Friday, September 30, 2016

Send in your second


I'm among the millions of Americans obsessed with the musical Hamilton. You might even say I'm #ham4ham. There's much to love about Lin-Manuel Miranda's masterpiece, which tells the story of the rise of founding father Alexander Hamilton,whose life is intertwined with and ultimately ended by Aaron Burr in a duel. I'm particularly fascinated with the darker aspects of the show: the dueling, and in particular, the idea of a "second".


So I did some research. According to PBS:

"In a typical duel, each party acted through a second. The seconds' duty, above all, was to try to reconcile the parties without violence. An offended party sent a challenge through his second. If the recipient apologized, the matter usually ended. If he elected to fight, the recipient chose the weapons and the time and place of the encounter. Up until combat began, apologies could be given and the duel stopped. After combat began, it could be stopped at any point after honor had been satisfied."

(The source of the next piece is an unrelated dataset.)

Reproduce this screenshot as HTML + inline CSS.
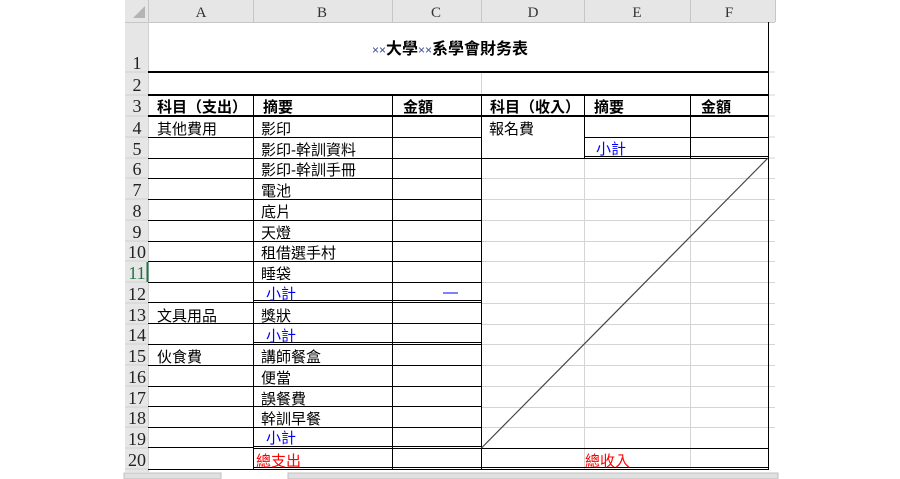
<!DOCTYPE html>
<html><head><meta charset="utf-8"><style>
html,body{margin:0;padding:0;background:#fff;width:900px;height:479px;overflow:hidden}
svg{display:block}
text{font-family:"Liberation Sans","Noto Sans CJK TC","WenQuanYi Zen Hei",sans-serif;font-size:15px;fill:#000}
.rh{font-family:"Liberation Serif","Noto Serif CJK SC",serif;font-size:18px;fill:#222;text-anchor:middle}
.ch{font-family:"Liberation Serif",serif;font-size:15px;fill:#333;text-anchor:middle}
.b{font-weight:bold}
.blue{fill:#0000ff}
.red{fill:#ff0000}
</style></head><body>
<svg width="900" height="479" xmlns="http://www.w3.org/2000/svg">
<rect x="125" y="0" width="650" height="22" fill="#e6e6e6"/>
<rect x="125" y="0" width="23" height="472" fill="#e6e6e6"/>
<polygon points="133,18 145,18 145,6" fill="#b4b4b4"/>
<g stroke="#c6c6c6" stroke-width="1">
<line x1="148.5" y1="0" x2="148.5" y2="22"/>
<line x1="253.5" y1="0" x2="253.5" y2="22"/>
<line x1="392.5" y1="0" x2="392.5" y2="22"/>
<line x1="481.5" y1="0" x2="481.5" y2="22"/>
<line x1="584.5" y1="0" x2="584.5" y2="22"/>
<line x1="690.5" y1="0" x2="690.5" y2="22"/>
<line x1="775.5" y1="0" x2="775.5" y2="22"/>
<line x1="125" y1="22.5" x2="775" y2="22.5"/>
</g>
<g stroke="#d0d0d0">
<line x1="125" y1="72" x2="148" y2="72"/><line x1="125" y1="95" x2="148" y2="95"/><line x1="125" y1="116" x2="148" y2="116"/>
<line x1="125" y1="137" x2="148" y2="137"/><line x1="125" y1="158" x2="148" y2="158"/><line x1="125" y1="178" x2="148" y2="178"/>
<line x1="125" y1="199" x2="148" y2="199"/><line x1="125" y1="220" x2="148" y2="220"/><line x1="125" y1="241" x2="148" y2="241"/>
<line x1="125" y1="261" x2="148" y2="261"/><line x1="125" y1="282" x2="148" y2="282"/><line x1="125" y1="303" x2="148" y2="303"/>
<line x1="125" y1="324" x2="148" y2="324"/><line x1="125" y1="344" x2="148" y2="344"/><line x1="125" y1="365" x2="148" y2="365"/>
<line x1="125" y1="386" x2="148" y2="386"/><line x1="125" y1="407" x2="148" y2="407"/><line x1="125" y1="427" x2="148" y2="427"/>
<line x1="125" y1="448" x2="148" y2="448"/><line x1="125" y1="469" x2="148" y2="469"/>
<line x1="148.5" y1="22" x2="148.5" y2="472"/>
</g>
<line x1="147.5" y1="262" x2="147.5" y2="282" stroke="#217346" stroke-width="2"/>
<text class="ch" x="201" y="17">A</text><text class="ch" x="322" y="17">B</text><text class="ch" x="436" y="17">C</text>
<text class="ch" x="533" y="17">D</text><text class="ch" x="637" y="17">E</text><text class="ch" x="729" y="17">F</text>
<text class="rh" x="137" y="69">1</text><text class="rh" x="137" y="91">2</text><text class="rh" x="137" y="112">3</text>
<text class="rh" x="137" y="134">4</text><text class="rh" x="137" y="155">5</text><text class="rh" x="137" y="175">6</text>
<text class="rh" x="137" y="196">7</text><text class="rh" x="137" y="217">8</text><text class="rh" x="137" y="238">9</text>
<text class="rh" x="137" y="258">10</text><text class="rh" x="137" y="279" style="fill:#217346">11</text><text class="rh" x="137" y="300">12</text>
<text class="rh" x="137" y="321">13</text><text class="rh" x="137" y="341">14</text><text class="rh" x="137" y="362">15</text>
<text class="rh" x="137" y="383">16</text><text class="rh" x="137" y="404">17</text><text class="rh" x="137" y="424">18</text>
<text class="rh" x="137" y="445">19</text><text class="rh" x="137" y="466">20</text>
<g stroke="#d4d4d4">
<line x1="584.5" y1="158" x2="584.5" y2="448"/><line x1="690.5" y1="158" x2="690.5" y2="448"/>
<line x1="690.5" y1="448" x2="690.5" y2="469"/><line x1="584.5" y1="448" x2="584.5" y2="469"/>
<line x1="768" y1="72" x2="775" y2="72"/><line x1="768" y1="95" x2="775" y2="95"/><line x1="768" y1="116" x2="775" y2="116"/>
<line x1="768" y1="137" x2="775" y2="137"/><line x1="768" y1="158" x2="775" y2="158"/>
<line x1="481" y1="178.5" x2="775" y2="178.5"/><line x1="481" y1="199.5" x2="775" y2="199.5"/><line x1="481" y1="220.5" x2="775" y2="220.5"/>
<line x1="481" y1="241.5" x2="775" y2="241.5"/><line x1="481" y1="261.5" x2="775" y2="261.5"/><line x1="481" y1="282.5" x2="775" y2="282.5"/>
<line x1="481" y1="303.5" x2="775" y2="303.5"/><line x1="481" y1="324.5" x2="775" y2="324.5"/><line x1="481" y1="344.5" x2="775" y2="344.5"/>
<line x1="481" y1="365.5" x2="775" y2="365.5"/><line x1="481" y1="386.5" x2="775" y2="386.5"/><line x1="481" y1="407.5" x2="775" y2="407.5"/>
<line x1="481" y1="427.5" x2="775" y2="427.5"/>
<line x1="481.5" y1="72" x2="481.5" y2="95"/>
</g>
<g stroke="#000" stroke-width="1">
<line x1="768.5" y1="22" x2="768.5" y2="470"/>
<line x1="148" y1="72" x2="769" y2="72" stroke-width="2"/>
<line x1="148" y1="95" x2="769" y2="95" stroke-width="2"/>
<line x1="148" y1="116" x2="769" y2="116" stroke-width="2"/>
<line x1="253.5" y1="95" x2="253.5" y2="470"/>
<line x1="392.5" y1="95" x2="392.5" y2="470"/>
<line x1="481.5" y1="95" x2="481.5" y2="470"/>
<line x1="584.5" y1="95" x2="584.5" y2="158"/>
<line x1="690.5" y1="95" x2="690.5" y2="158"/>
<line x1="148" y1="137.5" x2="481" y2="137.5"/><line x1="148" y1="158.5" x2="481" y2="158.5"/>
<line x1="148" y1="178.5" x2="481" y2="178.5"/><line x1="148" y1="199.5" x2="481" y2="199.5"/>
<line x1="148" y1="220.5" x2="481" y2="220.5"/><line x1="148" y1="241.5" x2="481" y2="241.5"/>
<line x1="148" y1="261.5" x2="481" y2="261.5"/><line x1="148" y1="282.5" x2="481" y2="282.5"/>
<line x1="148" y1="302.5" x2="253" y2="302.5"/>
<line x1="253" y1="300.5" x2="481" y2="300.5"/><line x1="253" y1="302.5" x2="481" y2="302.5"/>
<line x1="148" y1="323.5" x2="481" y2="323.5"/>
<line x1="148" y1="344.5" x2="253" y2="344.5"/>
<line x1="253" y1="342.5" x2="481" y2="342.5"/><line x1="253" y1="344.5" x2="481" y2="344.5"/>
<line x1="148" y1="365.5" x2="481" y2="365.5"/><line x1="148" y1="386.5" x2="481" y2="386.5"/>
<line x1="148" y1="406.5" x2="481" y2="406.5"/><line x1="148" y1="427.5" x2="481" y2="427.5"/>
<line x1="148" y1="447.5" x2="253" y2="447.5"/>
<line x1="253" y1="446.5" x2="481" y2="446.5"/><line x1="253" y1="448.5" x2="769" y2="448.5"/>
<line x1="148" y1="469.5" x2="253" y2="469.5"/>
<line x1="253" y1="467.5" x2="769" y2="467.5"/><line x1="253" y1="469.5" x2="769" y2="469.5"/>
<line x1="584" y1="137.5" x2="769" y2="137.5"/>
<line x1="481" y1="158.5" x2="584" y2="158.5"/>
<line x1="584" y1="156.5" x2="769" y2="156.5"/><line x1="584" y1="158.5" x2="769" y2="158.5"/>
</g>
<line x1="481.5" y1="448" x2="768" y2="158" stroke="#444" stroke-width="1.2"/>
<text x="372" y="54" class="b" style="font-size:16px"><tspan style="fill:#3a4a9a;font-size:12px;font-weight:normal">××</tspan>大學<tspan style="fill:#3a4a9a;font-size:12px;font-weight:normal">××</tspan>系學會財务表</text>
<text x="157" y="112" class="b">科目（支出）</text><text x="263" y="112" class="b">摘要</text><text x="403" y="112" class="b">金額</text>
<text x="490" y="112" class="b">科目（收入）</text><text x="594" y="112" class="b">摘要</text><text x="701" y="112" class="b">金額</text>
<text x="157" y="134">其他費用</text><text x="261" y="134">影印</text><text x="489" y="134">報名費</text>
<text x="261" y="155">影印-幹訓資料</text><text x="596" y="154" class="blue">小計</text>
<text x="261" y="175">影印-幹訓手冊</text>
<text x="261" y="196">電池</text><text x="261" y="217">底片</text><text x="261" y="238">天燈</text>
<text x="261" y="258">租借選手村</text><text x="261" y="279">睡袋</text>
<text x="266" y="299" class="blue">小計</text><text x="443" y="297" class="blue">—</text>
<text x="157" y="321">文具用品</text><text x="261" y="321">獎狀</text>
<text x="266" y="341" class="blue">小計</text>
<text x="157" y="362">伙食費</text><text x="261" y="362">講師餐盒</text>
<text x="261" y="383">便當</text><text x="261" y="404">誤餐費</text><text x="261" y="424">幹訓早餐</text>
<text x="266" y="443" class="blue">小計</text>
<text x="256" y="466" class="red">總支出</text><text x="585" y="466" class="red">總收入</text>
<rect x="124" y="473" width="97" height="6" fill="#e0e0e0" stroke="#c0c0c0"/>
<rect x="288" y="473" width="490" height="6" fill="#e0e0e0" stroke="#c0c0c0"/>
</svg>
</body></html>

Here's more about seconds from a random website with a dueling-themed t-shirt:

"...The role of the dueling second was crucial and necessary to the duel– the role of a second contributed to the legitimacy of the duel itself, because his presence alone made it virtually impossible for the dueling parties to stage a fake or illegitimate duel. The principal had to choose his second wisely because not only was the second responsible for negotiating the terms of the duel, but he had to be present to ensure that the duel was conducted with honor by both parties. A Dueling second, according to Code Duello, had the right to intervene and join in a duel if he felt that the duel was not facilitated in good faith. Therefore, it was an honor to be chosen a second." 

In the musical, the duel which took Hamilton's life was precipitated by Hamilton's endorsement of Thomas Jefferson for President over Aaron Burr in the election of 1800, which Aaron Burr took as a personal slight. Both characters had past experiences with duels and thought them childish and immature. But in the end, satisfaction of honor prevailed over common sense and Hamilton's story was cut short.

As I've served churches alongside my husband, I've noticed many Christians are afraid of conflict. Conflict itself isn't bad, but how we handle it can be. If we had to loop in two other parties to settle an argument, would that help? In an age where independence is highly valued, do we think acting through a second is weak? Gossipy?

If I'm being completely honest, I have no idea who I'd choose as my second if I were challenged to a duel tomorrow. Do you? It confirms a belief I've held for a while that our connections to people in our modern age of social media and globalization are more wide than deep, more acquaintance than friend. As I've gotten older, I've gained many Facebook friends and Twitter followers but have lost the real, deep friendships I enjoyed in high school and college. Chalk it up to busyness or itinerancy or a particular stage of parenting, but it's true for me and I'd wager it's been true for you at some point in your life: we don't have seconds anymore.

In contentious business or legal matters we use mediators. Both parties in a troubled marriage might turn to a counselor for guidance. In church, we might convene a committee to work through a problem. These are modern-day seconds.

Social media is the modern dueling ground. It's easier than ever to wound (though not mortally) an offending party. But without our trusty second giving us the time and space to process or a time and a place to settle it, we can make rash decisions that can have long-acting consequences. I'm not saying dueling is a better system, but at least the duelists could see their enemy. They could look him in the eye, and so could their second. These days, we hide behind screens and hurl our insults at both no one and everyone in moments flat.

Do we need to bring back seconds? Who is your second?